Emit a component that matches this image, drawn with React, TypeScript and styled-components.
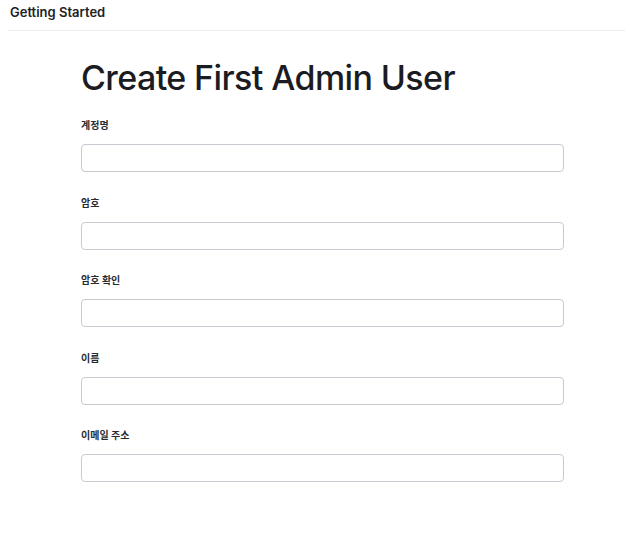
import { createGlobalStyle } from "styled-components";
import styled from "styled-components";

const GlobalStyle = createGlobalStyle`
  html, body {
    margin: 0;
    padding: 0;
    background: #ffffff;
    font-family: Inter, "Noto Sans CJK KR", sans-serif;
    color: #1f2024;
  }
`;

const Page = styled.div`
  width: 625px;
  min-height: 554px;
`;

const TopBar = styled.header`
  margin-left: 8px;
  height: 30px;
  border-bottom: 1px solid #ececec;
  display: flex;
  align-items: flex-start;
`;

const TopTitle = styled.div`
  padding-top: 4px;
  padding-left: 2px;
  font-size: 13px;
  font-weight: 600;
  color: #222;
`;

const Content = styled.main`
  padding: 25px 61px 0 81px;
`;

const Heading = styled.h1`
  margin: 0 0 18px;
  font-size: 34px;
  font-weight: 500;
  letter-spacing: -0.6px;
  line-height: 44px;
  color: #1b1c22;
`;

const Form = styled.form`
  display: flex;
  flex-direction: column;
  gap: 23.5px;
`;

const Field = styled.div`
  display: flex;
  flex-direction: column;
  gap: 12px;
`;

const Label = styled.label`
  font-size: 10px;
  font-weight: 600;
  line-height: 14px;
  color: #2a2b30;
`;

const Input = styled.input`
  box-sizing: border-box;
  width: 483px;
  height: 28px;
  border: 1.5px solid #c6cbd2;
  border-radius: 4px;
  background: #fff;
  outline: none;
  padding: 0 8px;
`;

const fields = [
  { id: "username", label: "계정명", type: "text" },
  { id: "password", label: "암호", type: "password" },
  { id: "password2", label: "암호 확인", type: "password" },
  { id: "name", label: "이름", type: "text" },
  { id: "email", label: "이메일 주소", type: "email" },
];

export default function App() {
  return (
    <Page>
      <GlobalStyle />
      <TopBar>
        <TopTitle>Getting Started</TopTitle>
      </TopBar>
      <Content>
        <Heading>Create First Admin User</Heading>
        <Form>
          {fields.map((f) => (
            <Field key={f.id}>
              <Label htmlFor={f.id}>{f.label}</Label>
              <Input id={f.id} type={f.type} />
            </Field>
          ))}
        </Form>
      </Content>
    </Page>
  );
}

————————

Identify every line holding the word "components" and copy it out.

*Answer to the task*
Emit a component that matches this image, drawn with React, TypeScript and styled-components.
import { createGlobalStyle } from "styled-components";
import styled from "styled-components";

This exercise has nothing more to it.